TASK →
Copy out all lines where "this" appears.

(Data items)
* * * * * * *

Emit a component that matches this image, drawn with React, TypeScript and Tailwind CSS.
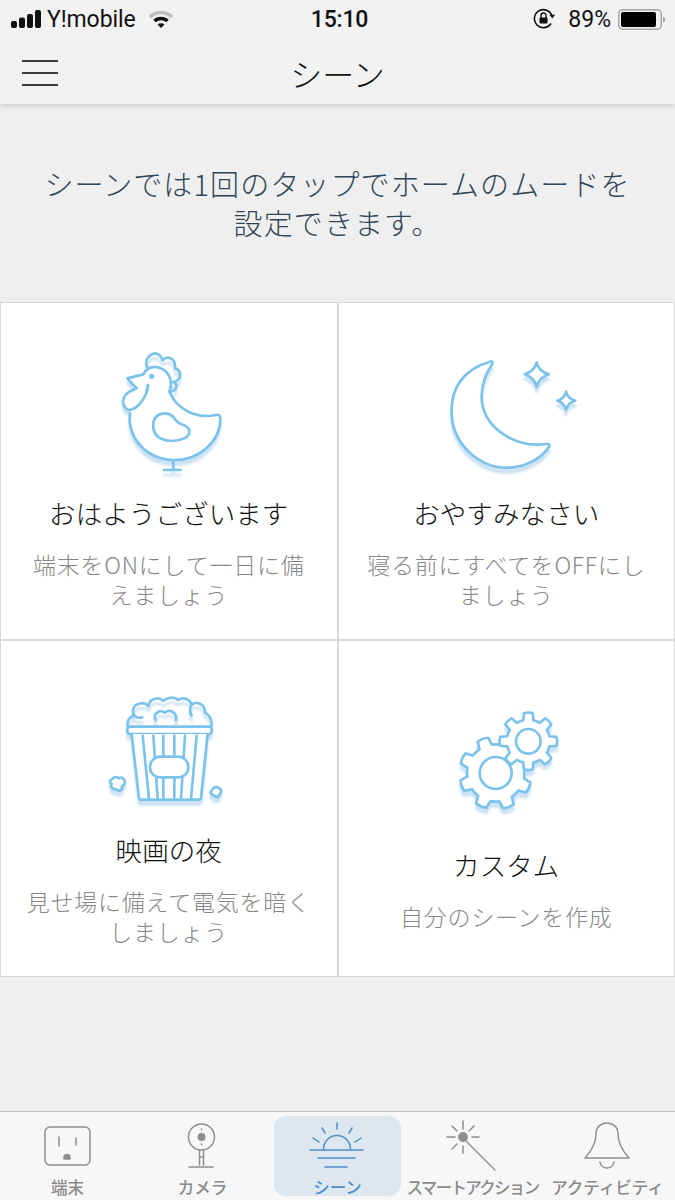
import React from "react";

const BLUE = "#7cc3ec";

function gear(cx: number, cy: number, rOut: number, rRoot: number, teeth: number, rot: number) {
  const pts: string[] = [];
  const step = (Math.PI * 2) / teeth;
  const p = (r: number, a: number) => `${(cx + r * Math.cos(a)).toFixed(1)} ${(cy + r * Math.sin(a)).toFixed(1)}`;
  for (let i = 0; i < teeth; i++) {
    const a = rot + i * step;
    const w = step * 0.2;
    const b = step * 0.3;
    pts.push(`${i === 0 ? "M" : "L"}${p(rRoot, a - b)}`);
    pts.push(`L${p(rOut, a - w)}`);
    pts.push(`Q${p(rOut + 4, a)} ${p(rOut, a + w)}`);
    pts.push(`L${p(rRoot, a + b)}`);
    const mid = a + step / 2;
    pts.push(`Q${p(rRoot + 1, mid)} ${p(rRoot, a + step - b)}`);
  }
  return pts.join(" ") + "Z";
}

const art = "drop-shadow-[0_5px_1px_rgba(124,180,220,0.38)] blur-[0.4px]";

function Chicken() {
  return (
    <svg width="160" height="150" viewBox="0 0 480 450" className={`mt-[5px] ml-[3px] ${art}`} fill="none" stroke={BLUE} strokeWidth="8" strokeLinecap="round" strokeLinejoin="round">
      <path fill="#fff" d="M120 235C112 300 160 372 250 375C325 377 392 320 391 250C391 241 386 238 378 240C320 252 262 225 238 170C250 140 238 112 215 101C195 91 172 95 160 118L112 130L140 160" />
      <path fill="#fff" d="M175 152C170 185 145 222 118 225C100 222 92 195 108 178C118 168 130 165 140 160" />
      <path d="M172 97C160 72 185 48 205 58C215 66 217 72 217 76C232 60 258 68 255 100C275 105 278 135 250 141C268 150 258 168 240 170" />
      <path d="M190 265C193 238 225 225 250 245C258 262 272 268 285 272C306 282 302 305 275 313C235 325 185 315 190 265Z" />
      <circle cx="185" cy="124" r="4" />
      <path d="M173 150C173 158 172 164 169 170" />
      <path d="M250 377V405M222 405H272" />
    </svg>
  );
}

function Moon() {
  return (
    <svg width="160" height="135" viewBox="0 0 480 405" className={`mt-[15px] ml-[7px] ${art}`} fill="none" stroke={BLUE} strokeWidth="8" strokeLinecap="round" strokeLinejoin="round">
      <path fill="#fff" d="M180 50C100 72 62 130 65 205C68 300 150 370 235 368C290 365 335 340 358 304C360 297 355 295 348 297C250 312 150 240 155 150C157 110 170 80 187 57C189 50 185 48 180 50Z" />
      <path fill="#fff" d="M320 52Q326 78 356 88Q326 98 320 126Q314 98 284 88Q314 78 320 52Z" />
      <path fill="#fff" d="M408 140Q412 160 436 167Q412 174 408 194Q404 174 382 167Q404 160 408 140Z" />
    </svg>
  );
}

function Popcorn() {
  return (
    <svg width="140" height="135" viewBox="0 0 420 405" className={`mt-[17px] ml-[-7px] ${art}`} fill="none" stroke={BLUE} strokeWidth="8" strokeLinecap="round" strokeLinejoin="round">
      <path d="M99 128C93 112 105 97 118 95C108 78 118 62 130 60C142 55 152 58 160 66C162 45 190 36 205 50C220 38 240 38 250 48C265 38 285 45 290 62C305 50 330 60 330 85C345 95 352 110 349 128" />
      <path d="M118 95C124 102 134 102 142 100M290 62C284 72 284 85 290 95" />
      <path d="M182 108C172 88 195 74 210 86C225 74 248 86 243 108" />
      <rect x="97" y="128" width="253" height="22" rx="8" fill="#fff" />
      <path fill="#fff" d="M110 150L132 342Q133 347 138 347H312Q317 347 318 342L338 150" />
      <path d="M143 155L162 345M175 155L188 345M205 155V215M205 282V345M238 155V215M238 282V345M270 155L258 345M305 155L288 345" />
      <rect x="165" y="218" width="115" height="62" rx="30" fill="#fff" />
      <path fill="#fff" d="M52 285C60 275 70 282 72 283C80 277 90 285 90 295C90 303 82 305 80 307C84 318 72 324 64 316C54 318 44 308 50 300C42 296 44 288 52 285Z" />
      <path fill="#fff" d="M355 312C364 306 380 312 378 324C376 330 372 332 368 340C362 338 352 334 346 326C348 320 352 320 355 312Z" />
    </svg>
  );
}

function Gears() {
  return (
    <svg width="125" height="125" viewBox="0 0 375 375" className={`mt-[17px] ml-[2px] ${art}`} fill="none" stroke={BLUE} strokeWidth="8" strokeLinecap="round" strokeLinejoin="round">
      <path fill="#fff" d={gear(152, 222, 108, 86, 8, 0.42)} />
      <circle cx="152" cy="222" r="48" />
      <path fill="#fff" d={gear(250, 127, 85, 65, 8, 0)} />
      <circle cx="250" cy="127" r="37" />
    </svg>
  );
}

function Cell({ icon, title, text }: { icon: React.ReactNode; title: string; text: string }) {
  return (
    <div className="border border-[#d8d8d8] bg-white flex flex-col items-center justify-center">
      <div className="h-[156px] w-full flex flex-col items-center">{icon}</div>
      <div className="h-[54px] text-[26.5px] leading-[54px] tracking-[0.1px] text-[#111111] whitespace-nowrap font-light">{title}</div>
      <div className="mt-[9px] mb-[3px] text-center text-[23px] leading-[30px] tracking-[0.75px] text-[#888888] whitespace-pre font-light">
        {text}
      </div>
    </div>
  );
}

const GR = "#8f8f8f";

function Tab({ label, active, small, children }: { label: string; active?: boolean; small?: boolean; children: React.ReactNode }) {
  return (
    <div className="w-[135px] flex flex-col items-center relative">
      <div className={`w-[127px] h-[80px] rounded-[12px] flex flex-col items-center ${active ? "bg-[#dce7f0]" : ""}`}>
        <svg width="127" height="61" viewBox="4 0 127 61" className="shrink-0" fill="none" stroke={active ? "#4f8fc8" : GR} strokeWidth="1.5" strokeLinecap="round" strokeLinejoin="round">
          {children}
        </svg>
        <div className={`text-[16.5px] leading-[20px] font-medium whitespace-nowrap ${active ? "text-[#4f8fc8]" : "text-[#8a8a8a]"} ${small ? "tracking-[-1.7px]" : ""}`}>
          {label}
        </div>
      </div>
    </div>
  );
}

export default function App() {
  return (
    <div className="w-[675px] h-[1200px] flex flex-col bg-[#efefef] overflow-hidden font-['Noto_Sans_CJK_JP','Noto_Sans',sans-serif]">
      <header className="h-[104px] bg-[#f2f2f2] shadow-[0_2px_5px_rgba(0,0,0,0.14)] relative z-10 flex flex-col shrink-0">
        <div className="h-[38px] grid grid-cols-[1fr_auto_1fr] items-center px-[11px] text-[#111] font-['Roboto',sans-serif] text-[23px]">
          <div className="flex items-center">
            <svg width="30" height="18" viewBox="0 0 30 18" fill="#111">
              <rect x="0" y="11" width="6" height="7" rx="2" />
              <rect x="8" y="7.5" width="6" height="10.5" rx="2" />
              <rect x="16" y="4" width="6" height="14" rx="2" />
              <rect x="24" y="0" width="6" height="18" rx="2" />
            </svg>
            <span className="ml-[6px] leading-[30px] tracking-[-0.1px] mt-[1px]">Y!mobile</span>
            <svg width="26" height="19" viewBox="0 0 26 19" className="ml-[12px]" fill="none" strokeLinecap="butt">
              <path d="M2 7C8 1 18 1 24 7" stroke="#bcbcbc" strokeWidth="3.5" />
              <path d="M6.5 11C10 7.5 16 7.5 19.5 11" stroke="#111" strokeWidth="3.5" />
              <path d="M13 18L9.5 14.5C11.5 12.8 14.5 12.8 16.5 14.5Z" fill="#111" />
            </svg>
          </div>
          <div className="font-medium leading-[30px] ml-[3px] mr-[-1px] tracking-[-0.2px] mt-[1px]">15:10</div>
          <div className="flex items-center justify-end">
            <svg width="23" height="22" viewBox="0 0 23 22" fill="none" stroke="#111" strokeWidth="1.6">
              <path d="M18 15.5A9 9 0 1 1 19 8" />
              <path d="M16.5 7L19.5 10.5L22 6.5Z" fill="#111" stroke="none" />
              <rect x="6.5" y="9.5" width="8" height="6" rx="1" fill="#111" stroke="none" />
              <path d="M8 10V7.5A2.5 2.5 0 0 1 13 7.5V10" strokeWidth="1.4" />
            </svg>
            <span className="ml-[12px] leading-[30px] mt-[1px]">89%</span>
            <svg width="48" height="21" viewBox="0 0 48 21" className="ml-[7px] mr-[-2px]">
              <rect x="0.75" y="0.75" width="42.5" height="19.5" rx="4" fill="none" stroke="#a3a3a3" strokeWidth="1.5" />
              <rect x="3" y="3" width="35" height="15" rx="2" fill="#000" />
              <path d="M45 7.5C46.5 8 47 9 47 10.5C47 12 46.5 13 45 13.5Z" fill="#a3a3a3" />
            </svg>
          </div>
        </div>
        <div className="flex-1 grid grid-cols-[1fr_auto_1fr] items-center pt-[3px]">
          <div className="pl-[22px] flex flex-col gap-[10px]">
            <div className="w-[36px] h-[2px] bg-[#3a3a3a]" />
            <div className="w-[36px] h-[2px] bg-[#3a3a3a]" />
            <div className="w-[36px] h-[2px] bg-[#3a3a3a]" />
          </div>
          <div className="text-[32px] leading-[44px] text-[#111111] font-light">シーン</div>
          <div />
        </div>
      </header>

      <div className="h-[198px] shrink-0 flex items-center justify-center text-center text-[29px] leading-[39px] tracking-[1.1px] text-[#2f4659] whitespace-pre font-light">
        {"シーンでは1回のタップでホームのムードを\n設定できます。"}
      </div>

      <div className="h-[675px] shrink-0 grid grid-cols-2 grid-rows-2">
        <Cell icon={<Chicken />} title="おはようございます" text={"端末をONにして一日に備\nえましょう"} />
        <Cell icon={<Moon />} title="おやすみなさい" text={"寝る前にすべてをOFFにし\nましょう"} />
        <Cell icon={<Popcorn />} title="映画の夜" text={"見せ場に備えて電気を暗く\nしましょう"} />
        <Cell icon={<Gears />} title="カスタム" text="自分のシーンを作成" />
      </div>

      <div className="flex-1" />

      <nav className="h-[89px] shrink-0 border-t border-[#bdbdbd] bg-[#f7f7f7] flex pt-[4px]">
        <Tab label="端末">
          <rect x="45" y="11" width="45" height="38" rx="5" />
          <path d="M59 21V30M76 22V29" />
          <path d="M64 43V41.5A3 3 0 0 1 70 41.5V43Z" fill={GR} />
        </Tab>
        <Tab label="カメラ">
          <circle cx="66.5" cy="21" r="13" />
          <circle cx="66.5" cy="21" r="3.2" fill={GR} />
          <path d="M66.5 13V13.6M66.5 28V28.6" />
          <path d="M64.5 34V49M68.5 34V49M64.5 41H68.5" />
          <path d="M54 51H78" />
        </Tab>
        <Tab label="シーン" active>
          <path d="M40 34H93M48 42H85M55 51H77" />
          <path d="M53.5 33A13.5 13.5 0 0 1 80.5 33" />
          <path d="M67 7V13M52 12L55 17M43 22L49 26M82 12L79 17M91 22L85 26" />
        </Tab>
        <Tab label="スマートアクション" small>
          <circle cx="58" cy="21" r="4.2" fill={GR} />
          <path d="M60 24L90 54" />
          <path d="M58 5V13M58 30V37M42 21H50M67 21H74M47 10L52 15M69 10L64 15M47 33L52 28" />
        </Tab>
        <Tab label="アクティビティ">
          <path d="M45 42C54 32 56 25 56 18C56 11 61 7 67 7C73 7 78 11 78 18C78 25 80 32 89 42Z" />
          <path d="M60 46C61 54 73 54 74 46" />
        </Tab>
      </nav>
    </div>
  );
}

* * * * * * *

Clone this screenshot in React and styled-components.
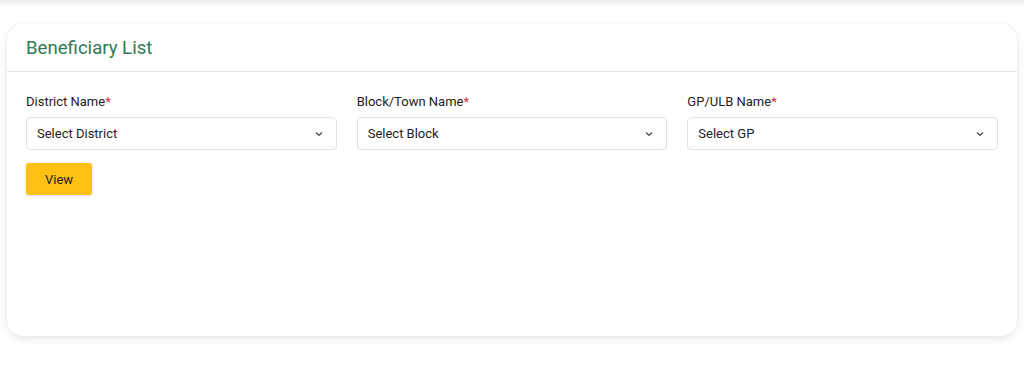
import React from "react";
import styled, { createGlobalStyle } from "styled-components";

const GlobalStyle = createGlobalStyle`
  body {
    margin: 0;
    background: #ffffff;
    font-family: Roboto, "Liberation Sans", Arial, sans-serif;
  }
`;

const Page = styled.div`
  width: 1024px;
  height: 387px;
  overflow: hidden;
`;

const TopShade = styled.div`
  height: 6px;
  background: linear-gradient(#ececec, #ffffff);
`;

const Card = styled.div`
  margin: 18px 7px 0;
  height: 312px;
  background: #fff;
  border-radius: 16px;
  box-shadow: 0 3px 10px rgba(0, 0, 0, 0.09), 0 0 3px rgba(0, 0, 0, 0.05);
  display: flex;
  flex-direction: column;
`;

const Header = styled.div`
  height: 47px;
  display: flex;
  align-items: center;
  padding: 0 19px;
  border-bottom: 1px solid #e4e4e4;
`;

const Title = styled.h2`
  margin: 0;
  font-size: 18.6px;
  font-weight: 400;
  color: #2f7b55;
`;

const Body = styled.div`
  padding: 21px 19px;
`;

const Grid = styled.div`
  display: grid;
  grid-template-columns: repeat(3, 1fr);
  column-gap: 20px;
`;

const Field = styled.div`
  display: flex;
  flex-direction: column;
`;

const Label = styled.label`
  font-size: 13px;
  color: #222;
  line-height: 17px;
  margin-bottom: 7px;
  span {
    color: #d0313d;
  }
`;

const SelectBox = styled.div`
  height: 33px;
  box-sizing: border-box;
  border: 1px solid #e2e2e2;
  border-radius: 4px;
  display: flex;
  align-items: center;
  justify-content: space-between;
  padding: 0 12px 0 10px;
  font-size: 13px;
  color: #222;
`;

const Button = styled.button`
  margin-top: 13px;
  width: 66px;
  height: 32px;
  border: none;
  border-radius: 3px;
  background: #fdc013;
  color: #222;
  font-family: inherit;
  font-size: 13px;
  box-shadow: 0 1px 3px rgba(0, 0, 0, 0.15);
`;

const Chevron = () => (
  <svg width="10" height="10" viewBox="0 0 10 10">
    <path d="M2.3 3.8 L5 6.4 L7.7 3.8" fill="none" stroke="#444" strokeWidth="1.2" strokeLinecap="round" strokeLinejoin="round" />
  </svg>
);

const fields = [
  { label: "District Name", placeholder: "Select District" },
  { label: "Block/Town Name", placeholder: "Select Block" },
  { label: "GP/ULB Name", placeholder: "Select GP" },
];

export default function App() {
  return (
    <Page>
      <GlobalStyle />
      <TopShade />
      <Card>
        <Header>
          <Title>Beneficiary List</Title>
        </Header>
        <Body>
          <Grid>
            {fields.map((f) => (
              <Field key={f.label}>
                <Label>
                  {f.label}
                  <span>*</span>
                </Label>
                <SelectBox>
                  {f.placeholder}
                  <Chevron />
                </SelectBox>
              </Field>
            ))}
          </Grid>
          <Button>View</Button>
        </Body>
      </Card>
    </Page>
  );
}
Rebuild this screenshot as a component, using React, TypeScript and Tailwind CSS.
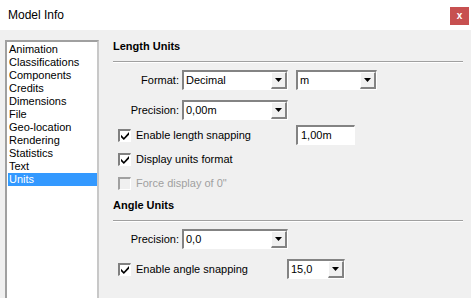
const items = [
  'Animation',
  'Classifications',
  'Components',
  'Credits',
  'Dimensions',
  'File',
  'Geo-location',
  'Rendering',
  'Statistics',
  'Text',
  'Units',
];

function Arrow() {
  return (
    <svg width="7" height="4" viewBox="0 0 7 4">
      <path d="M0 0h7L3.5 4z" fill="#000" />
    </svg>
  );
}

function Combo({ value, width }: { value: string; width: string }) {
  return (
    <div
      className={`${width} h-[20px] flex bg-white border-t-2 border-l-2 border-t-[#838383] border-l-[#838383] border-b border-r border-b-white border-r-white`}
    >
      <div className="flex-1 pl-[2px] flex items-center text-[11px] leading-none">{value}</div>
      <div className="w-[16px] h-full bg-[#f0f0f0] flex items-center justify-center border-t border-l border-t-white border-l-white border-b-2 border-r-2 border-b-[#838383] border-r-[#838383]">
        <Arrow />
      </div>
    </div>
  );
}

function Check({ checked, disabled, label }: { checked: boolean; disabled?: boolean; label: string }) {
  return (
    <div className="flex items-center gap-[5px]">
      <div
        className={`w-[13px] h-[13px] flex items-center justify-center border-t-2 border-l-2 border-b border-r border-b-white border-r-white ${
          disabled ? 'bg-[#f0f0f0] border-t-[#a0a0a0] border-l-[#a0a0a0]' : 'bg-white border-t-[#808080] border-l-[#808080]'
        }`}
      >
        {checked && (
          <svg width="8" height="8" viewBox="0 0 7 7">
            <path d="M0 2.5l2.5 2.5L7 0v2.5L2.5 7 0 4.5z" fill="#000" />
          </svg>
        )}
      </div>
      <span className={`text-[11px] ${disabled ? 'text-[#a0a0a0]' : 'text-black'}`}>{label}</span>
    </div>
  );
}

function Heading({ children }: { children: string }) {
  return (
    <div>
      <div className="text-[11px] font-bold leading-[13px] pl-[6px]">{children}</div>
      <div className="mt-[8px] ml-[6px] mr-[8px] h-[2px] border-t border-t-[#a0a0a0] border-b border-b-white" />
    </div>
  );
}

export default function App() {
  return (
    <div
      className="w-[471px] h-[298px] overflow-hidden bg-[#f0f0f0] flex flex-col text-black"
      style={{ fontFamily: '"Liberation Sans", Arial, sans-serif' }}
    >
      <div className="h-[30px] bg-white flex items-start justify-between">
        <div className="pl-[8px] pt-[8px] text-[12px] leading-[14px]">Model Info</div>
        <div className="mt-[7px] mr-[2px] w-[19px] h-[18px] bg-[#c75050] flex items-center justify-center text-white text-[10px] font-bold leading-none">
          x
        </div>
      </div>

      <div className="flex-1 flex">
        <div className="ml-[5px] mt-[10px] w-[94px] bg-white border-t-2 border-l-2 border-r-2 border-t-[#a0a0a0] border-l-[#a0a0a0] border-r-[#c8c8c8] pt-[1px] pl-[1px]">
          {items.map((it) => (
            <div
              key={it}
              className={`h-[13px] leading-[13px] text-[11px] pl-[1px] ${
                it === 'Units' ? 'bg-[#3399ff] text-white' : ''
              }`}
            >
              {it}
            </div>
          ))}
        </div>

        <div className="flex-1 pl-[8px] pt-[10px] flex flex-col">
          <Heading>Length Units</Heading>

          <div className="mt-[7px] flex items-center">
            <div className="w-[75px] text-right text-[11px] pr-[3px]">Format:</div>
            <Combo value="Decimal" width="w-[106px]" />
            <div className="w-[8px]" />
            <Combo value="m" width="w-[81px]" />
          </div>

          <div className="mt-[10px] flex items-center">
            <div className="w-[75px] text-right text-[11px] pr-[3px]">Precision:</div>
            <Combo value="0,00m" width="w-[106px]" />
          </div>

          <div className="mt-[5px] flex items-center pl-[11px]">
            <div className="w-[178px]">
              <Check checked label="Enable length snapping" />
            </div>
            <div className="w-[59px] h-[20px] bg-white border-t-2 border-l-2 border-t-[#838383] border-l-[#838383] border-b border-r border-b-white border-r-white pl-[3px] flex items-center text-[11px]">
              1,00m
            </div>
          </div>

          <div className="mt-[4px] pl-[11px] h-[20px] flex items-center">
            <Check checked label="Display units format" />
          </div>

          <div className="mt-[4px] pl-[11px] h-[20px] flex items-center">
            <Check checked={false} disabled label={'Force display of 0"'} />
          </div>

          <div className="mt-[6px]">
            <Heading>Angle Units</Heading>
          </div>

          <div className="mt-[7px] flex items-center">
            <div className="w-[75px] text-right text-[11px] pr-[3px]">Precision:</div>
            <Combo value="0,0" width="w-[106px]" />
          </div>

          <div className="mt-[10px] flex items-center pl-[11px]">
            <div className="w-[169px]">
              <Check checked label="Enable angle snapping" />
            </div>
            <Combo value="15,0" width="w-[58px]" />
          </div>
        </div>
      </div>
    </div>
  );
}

* * * * * * *

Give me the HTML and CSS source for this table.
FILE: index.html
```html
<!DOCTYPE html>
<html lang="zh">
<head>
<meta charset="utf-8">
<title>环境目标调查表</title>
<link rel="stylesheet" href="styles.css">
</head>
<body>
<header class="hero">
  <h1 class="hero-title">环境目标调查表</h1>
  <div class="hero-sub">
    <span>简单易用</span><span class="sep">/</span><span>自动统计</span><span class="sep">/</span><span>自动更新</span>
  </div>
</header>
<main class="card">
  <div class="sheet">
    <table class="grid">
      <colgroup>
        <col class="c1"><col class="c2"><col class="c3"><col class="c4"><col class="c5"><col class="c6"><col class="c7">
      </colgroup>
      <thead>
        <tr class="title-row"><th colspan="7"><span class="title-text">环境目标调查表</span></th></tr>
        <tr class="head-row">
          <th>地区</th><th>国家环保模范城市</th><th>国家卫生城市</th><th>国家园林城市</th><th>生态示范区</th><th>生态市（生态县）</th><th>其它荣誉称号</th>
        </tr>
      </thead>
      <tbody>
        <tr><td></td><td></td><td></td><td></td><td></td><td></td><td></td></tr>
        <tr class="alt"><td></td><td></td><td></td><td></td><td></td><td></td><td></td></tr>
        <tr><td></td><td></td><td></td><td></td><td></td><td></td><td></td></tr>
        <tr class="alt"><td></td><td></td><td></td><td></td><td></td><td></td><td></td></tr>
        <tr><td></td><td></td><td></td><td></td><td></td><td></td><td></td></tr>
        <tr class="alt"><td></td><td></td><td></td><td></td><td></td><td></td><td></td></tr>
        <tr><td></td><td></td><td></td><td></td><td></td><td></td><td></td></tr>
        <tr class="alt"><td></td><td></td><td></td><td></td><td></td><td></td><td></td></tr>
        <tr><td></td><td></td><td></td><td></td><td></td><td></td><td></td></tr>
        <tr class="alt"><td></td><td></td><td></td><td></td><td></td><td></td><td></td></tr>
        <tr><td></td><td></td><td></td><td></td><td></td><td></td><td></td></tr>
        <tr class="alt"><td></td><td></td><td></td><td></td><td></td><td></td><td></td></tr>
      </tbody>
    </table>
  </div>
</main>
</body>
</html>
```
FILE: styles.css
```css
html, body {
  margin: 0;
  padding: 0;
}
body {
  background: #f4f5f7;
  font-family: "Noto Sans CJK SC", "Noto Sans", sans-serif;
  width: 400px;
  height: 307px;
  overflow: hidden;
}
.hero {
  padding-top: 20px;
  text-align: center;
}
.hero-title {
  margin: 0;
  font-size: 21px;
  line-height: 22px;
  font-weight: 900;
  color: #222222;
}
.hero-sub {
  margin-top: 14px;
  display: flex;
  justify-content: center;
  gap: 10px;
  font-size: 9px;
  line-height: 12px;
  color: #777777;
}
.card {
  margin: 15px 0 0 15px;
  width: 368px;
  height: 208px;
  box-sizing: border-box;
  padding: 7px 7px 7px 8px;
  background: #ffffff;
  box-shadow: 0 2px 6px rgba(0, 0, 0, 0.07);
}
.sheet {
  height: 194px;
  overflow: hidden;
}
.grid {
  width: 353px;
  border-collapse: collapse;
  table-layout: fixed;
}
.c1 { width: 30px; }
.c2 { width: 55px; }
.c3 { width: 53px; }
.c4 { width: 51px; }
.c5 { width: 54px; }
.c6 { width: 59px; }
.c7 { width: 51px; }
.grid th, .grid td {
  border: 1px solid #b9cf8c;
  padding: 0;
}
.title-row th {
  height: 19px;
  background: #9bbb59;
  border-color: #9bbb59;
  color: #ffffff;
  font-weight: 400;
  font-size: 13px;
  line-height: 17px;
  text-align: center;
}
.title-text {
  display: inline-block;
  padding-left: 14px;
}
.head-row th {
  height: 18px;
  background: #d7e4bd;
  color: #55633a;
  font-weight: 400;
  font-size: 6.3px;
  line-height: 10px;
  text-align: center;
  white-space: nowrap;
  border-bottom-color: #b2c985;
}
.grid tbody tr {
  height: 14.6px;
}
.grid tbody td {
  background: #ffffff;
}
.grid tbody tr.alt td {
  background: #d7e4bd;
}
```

* * * * * * *

EXERCISE ANSWER →
Emit a component that matches this image, drawn with React, TypeScript and Tailwind CSS.
Clone this screenshot in React and styled-components.
Rebuild this screenshot as a component, using React, TypeScript and Tailwind CSS.
Give me the HTML and CSS source for this table.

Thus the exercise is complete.